**Job**.
Go through the material and pull out every line with the string "screenshot" in it.

━━━━━━━━━━━━━━━━━━━━

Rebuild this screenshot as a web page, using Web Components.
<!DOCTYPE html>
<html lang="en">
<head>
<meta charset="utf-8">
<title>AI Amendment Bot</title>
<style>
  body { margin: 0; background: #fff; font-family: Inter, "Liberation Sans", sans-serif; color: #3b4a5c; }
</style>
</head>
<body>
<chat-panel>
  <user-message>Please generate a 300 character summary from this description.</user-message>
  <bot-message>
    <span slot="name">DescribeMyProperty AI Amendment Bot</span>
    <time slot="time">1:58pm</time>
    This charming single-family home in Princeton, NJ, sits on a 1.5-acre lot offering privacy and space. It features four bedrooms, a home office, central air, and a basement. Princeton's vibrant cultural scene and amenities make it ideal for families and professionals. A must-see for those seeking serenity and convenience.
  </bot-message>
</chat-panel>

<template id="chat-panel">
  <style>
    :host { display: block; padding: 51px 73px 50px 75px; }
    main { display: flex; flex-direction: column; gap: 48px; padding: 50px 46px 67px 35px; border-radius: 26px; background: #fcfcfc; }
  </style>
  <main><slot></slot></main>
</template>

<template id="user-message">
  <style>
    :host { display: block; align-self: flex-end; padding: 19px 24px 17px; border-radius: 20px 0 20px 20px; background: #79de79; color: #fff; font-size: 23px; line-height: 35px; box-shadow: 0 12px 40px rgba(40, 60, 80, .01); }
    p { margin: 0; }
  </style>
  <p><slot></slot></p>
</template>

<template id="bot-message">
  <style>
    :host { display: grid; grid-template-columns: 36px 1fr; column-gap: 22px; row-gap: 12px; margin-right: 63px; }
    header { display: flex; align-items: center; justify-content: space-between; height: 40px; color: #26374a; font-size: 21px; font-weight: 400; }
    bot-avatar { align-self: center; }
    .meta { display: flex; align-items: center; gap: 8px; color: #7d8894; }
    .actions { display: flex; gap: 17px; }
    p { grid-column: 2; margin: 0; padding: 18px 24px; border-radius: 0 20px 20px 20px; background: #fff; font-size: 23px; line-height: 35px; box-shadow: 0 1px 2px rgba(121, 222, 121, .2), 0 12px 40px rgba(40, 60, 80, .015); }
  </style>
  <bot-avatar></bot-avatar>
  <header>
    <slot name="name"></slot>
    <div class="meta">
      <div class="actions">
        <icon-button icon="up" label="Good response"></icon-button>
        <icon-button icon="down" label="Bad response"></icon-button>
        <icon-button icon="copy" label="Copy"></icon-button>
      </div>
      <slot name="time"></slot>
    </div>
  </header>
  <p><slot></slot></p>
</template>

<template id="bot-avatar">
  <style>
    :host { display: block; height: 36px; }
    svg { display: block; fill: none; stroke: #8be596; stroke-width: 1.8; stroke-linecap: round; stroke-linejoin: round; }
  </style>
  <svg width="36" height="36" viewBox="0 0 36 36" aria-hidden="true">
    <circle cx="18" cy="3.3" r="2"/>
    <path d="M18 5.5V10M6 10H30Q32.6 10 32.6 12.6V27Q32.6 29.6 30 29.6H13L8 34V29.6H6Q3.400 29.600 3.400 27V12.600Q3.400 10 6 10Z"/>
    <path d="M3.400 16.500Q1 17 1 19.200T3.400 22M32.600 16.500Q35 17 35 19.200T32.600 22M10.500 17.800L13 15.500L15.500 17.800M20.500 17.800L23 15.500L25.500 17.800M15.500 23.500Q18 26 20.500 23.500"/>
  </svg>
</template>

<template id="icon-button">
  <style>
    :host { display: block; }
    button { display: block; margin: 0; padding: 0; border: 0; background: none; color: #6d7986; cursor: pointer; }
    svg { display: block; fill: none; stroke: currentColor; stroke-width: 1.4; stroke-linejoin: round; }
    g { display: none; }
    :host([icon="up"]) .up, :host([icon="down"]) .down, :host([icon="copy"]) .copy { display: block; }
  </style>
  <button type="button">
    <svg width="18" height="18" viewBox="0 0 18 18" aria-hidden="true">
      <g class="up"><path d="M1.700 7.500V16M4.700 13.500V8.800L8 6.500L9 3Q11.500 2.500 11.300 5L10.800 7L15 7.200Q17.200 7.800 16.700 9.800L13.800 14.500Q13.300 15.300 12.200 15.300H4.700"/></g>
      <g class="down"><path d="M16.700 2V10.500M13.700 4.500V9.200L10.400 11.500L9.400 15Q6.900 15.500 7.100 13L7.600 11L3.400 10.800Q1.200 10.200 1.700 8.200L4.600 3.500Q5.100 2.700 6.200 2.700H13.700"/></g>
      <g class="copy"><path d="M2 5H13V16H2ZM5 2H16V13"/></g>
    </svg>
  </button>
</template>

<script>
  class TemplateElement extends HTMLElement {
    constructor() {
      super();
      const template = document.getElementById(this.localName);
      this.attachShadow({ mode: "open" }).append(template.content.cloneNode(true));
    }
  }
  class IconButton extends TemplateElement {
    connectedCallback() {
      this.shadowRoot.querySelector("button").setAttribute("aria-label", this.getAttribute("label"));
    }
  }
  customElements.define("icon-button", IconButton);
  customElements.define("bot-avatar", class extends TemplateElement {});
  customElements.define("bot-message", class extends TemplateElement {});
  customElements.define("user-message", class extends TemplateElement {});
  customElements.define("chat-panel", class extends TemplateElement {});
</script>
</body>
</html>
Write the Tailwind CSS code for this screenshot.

━━━━━━━━━━━━━━━━━━━━

**Response**.
Rebuild this screenshot as a web page, using Web Components.
Write the Tailwind CSS code for this screenshot.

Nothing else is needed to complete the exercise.